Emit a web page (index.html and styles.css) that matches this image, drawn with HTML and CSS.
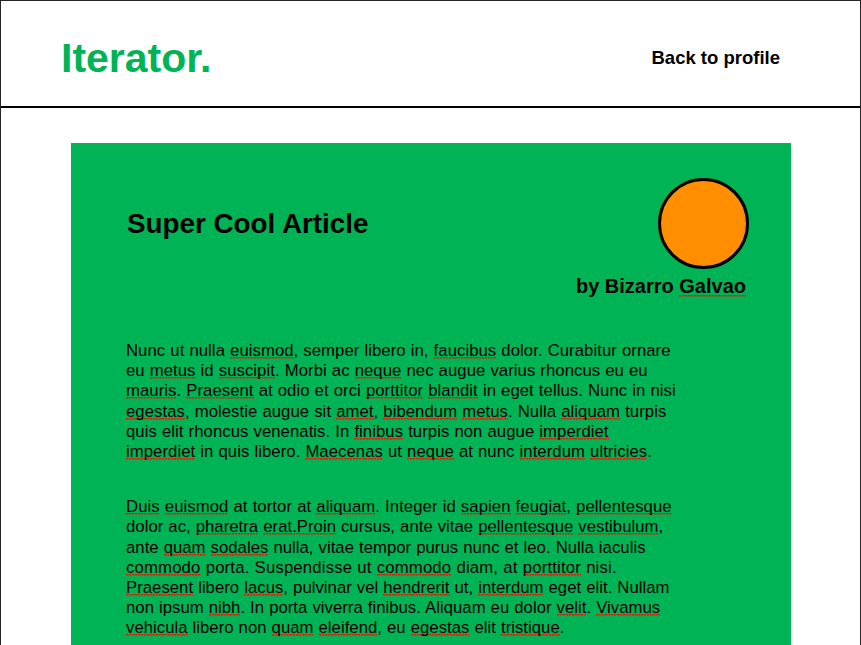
FILE: index.html
```html
<!DOCTYPE html>
<html lang="en">
<head>
<meta charset="utf-8">
<title>Iterator.</title>
<link rel="stylesheet" href="styles.css">
</head>
<body>
<div class="page">
<header class="header">
<a class="logo">Iterator.</a>
<a class="back">Back to profile</a>
</header>
<main class="article">
<div class="intro">
<h1 class="title">Super Cool Article</h1>
<div class="author">
<div class="avatar"></div>
<div class="byline">by Bizarro <u>Galvao</u></div>
</div>
</div>
<p class="text">
<span class="line">Nunc ut nulla <u>euismod</u>, semper libero in, <u>faucibus</u> dolor. Curabitur ornare</span>
<span class="line">eu <u>metus</u> id <u>suscipit</u>. Morbi ac <u>neque</u> nec augue varius rhoncus eu eu</span>
<span class="line"><u>mauris</u>. <u>Praesent</u> at odio et orci <u>porttitor</u> <u>blandit</u> in eget tellus. Nunc in nisi</span>
<span class="line"><u>egestas</u>, molestie augue sit <u>amet</u>, <u>bibendum</u> <u>metus</u>. Nulla <u>aliquam</u> turpis</span>
<span class="line">quis elit rhoncus venenatis. In <u>finibus</u> turpis non augue <u>imperdiet</u></span>
<span class="line"><u>imperdiet</u> in quis libero. <u>Maecenas</u> ut <u>neque</u> at nunc <u>interdum</u> <u>ultricies</u>.</span>
</p>
<p class="text text-tight">
<span class="line line-wide"><u>Duis</u> <u>euismod</u> at tortor at <u>aliquam</u>. Integer id <u>sapien</u> <u>feugiat</u>, <u>pellentesque</u></span>
<span class="line">dolor ac, <u>pharetra</u> <u>erat.Proin</u> cursus, ante vitae <u>pellentesque</u> <u>vestibulum</u>,</span>
<span class="line">ante <u>quam</u> <u>sodales</u> nulla, vitae tempor purus nunc et leo. Nulla iaculis</span>
<span class="line line-wider"><u>commodo</u> porta. Suspendisse ut <u>commodo</u> diam, at <u>porttitor</u> nisi.</span>
<span class="line"><u>Praesent</u> libero <u>lacus</u>, pulvinar vel <u>hendrerit</u> ut, <u>interdum</u> eget elit. Nullam</span>
<span class="line">non ipsum <u>nibh</u>. In porta viverra finibus. Aliquam eu dolor <u>velit</u>. <u>Vivamus</u></span>
<span class="line"><u>vehicula</u> libero non <u>quam</u> <u>eleifend</u>, eu <u>egestas</u> elit <u>tristique</u>.</span>
</p>
</main>
</div>
</body>
</html>
```
FILE: styles.css
```css
* {
  box-sizing: border-box;
}

body {
  margin: 0;
  background: #fff;
  color: #000;
  font-family: "Liberation Sans", Helvetica, Arial, sans-serif;
}

.page {
  height: 645px;
  overflow: hidden;
  border: 1px solid #262626;
  border-bottom: 0;
}

.header {
  display: flex;
  justify-content: space-between;
  align-items: center;
  height: 107px;
  padding: 9px 80px 0 60px;
  border-bottom: 2px solid #000;
  font-weight: bold;
}

.logo {
  color: #00b354;
  font-size: 41px;
  line-height: 48px;
}

.back {
  font-size: 18.5px;
  line-height: 22px;
}

.article {
  width: 720px;
  height: 520px;
  margin: 35px 0 0 70px;
  padding: 35px 42px 0 55px;
  background: #00b354;
}

.intro {
  display: flex;
  justify-content: space-between;
  height: 163px;
}

.title {
  margin: 29px 0 0 1px;
  font-size: 27.8px;
  line-height: 34px;
  white-space: nowrap;
}

.author {
  display: flex;
  flex-direction: column;
  align-items: flex-end;
}

.avatar {
  width: 91px;
  height: 91px;
  border: 3px solid #000;
  border-radius: 50%;
  background: #ff8f00;
}

.byline {
  margin: 5px 3px 0 0;
  font-size: 20px;
  font-weight: bold;
  line-height: 24px;
  white-space: nowrap;
}

.text {
  margin: 0 0 35px;
  font-size: 16.7px;
  line-height: 20.2px;
  letter-spacing: 0.067px;
  word-spacing: 0.35px;
}

.text-tight {
  letter-spacing: 0.038px;
}

.line {
  display: block;
  white-space: nowrap;
}

.line-wide {
  letter-spacing: 0.08px;
}

.line-wider {
  letter-spacing: 0.18px;
}

u {
  padding-bottom: 1px;
  text-decoration: none;
  background: repeating-linear-gradient(90deg, #e11b12 0 2px, #55801f 2px 3px) 0 16px / 100% 1.5px no-repeat;
}

.byline u {
  background-position: 0 20px;
}
```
****************************************
= Task directions =
Every line of the data should be copied as it stands, without the images.

= Response to the task =
Emit a web page (index.html and styles.css) that matches this image, drawn with HTML and CSS.
FILE: index.html
```html
<!DOCTYPE html>
<html lang="en">
<head>
<meta charset="utf-8">
<title>Iterator.</title>
<link rel="stylesheet" href="styles.css">
</head>
<body>
<div class="page">
<header class="header">
<a class="logo">Iterator.</a>
<a class="back">Back to profile</a>
</header>
<main class="article">
<div class="intro">
<h1 class="title">Super Cool Article</h1>
<div class="author">
<div class="avatar"></div>
<div class="byline">by Bizarro <u>Galvao</u></div>
</div>
</div>
<p class="text">
<span class="line">Nunc ut nulla <u>euismod</u>, semper libero in, <u>faucibus</u> dolor. Curabitur ornare</span>
<span class="line">eu <u>metus</u> id <u>suscipit</u>. Morbi ac <u>neque</u> nec augue varius rhoncus eu eu</span>
<span class="line"><u>mauris</u>. <u>Praesent</u> at odio et orci <u>porttitor</u> <u>blandit</u> in eget tellus. Nunc in nisi</span>
<span class="line"><u>egestas</u>, molestie augue sit <u>amet</u>, <u>bibendum</u> <u>metus</u>. Nulla <u>aliquam</u> turpis</span>
<span class="line">quis elit rhoncus venenatis. In <u>finibus</u> turpis non augue <u>imperdiet</u></span>
<span class="line"><u>imperdiet</u> in quis libero. <u>Maecenas</u> ut <u>neque</u> at nunc <u>interdum</u> <u>ultricies</u>.</span>
</p>
<p class="text text-tight">
<span class="line line-wide"><u>Duis</u> <u>euismod</u> at tortor at <u>aliquam</u>. Integer id <u>sapien</u> <u>feugiat</u>, <u>pellentesque</u></span>
<span class="line">dolor ac, <u>pharetra</u> <u>erat.Proin</u> cursus, ante vitae <u>pellentesque</u> <u>vestibulum</u>,</span>
<span class="line">ante <u>quam</u> <u>sodales</u> nulla, vitae tempor purus nunc et leo. Nulla iaculis</span>
<span class="line line-wider"><u>commodo</u> porta. Suspendisse ut <u>commodo</u> diam, at <u>porttitor</u> nisi.</span>
<span class="line"><u>Praesent</u> libero <u>lacus</u>, pulvinar vel <u>hendrerit</u> ut, <u>interdum</u> eget elit. Nullam</span>
<span class="line">non ipsum <u>nibh</u>. In porta viverra finibus. Aliquam eu dolor <u>velit</u>. <u>Vivamus</u></span>
<span class="line"><u>vehicula</u> libero non <u>quam</u> <u>eleifend</u>, eu <u>egestas</u> elit <u>tristique</u>.</span>
</p>
</main>
</div>
</body>
</html>
```
FILE: styles.css
```css
* {
  box-sizing: border-box;
}

body {
  margin: 0;
  background: #fff;
  color: #000;
  font-family: "Liberation Sans", Helvetica, Arial, sans-serif;
}

.page {
  height: 645px;
  overflow: hidden;
  border: 1px solid #262626;
  border-bottom: 0;
}

.header {
  display: flex;
  justify-content: space-between;
  align-items: center;
  height: 107px;
  padding: 9px 80px 0 60px;
  border-bottom: 2px solid #000;
  font-weight: bold;
}

.logo {
  color: #00b354;
  font-size: 41px;
  line-height: 48px;
}

.back {
  font-size: 18.5px;
  line-height: 22px;
}

.article {
  width: 720px;
  height: 520px;
  margin: 35px 0 0 70px;
  padding: 35px 42px 0 55px;
  background: #00b354;
}

.intro {
  display: flex;
  justify-content: space-between;
  height: 163px;
}

.title {
  margin: 29px 0 0 1px;
  font-size: 27.8px;
  line-height: 34px;
  white-space: nowrap;
}

.author {
  display: flex;
  flex-direction: column;
  align-items: flex-end;
}

.avatar {
  width: 91px;
  height: 91px;
  border: 3px solid #000;
  border-radius: 50%;
  background: #ff8f00;
}

.byline {
  margin: 5px 3px 0 0;
  font-size: 20px;
  font-weight: bold;
  line-height: 24px;
  white-space: nowrap;
}

.text {
  margin: 0 0 35px;
  font-size: 16.7px;
  line-height: 20.2px;
  letter-spacing: 0.067px;
  word-spacing: 0.35px;
}

.text-tight {
  letter-spacing: 0.038px;
}

.line {
  display: block;
  white-space: nowrap;
}

.line-wide {
  letter-spacing: 0.08px;
}

.line-wider {
  letter-spacing: 0.18px;
}

u {
  padding-bottom: 1px;
  text-decoration: none;
  background: repeating-linear-gradient(90deg, #e11b12 0 2px, #55801f 2px 3px) 0 16px / 100% 1.5px no-repeat;
}

.byline u {
  background-position: 0 20px;
}
```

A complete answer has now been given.